But twenty-first century America is more diverse and accepting, a change which the free market logically reflects. You can see it in the growing corporate focus on Environmental, Social, and Governance criteria and, most prominently, in the Business Roundtable’s 2019 declaration that the purpose of a corporation was no longer to focus exclusively on bottom-line shareholder value, but on the interests of other stakeholders such as employees, consumers, and the community. Conservatives decrying this shift as “woke” corporate infiltration and subjugation are ignoring a simpler explanation: Companies are responding to market forces.

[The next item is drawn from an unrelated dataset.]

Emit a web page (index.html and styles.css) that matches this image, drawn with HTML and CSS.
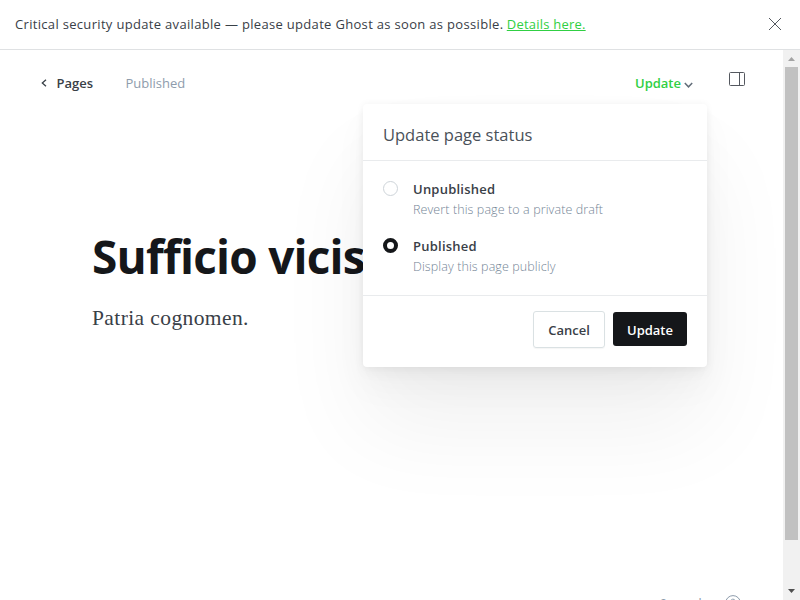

Compounding the injury with insult, the Republicans who most yearn to make America “great” again—aging, rural, white men—are at the bottom of the consumer totem pole and lack the financial clout to swing the free market. “Corporations consider it good for their brand, and for business, to cater to younger consumers (and their own younger employees) that tend to embrace social liberalism and the latest fashionable causes,” National Review’s Rich Lowry observed in Politico on Thursday. Rational, market-following CEOs having thus gotten away from them, these Republicans have to resort to government power instead. They are running the same plays here that they have in electoral politics, trying to use the levers of government to retain power rather than responding to changing public values.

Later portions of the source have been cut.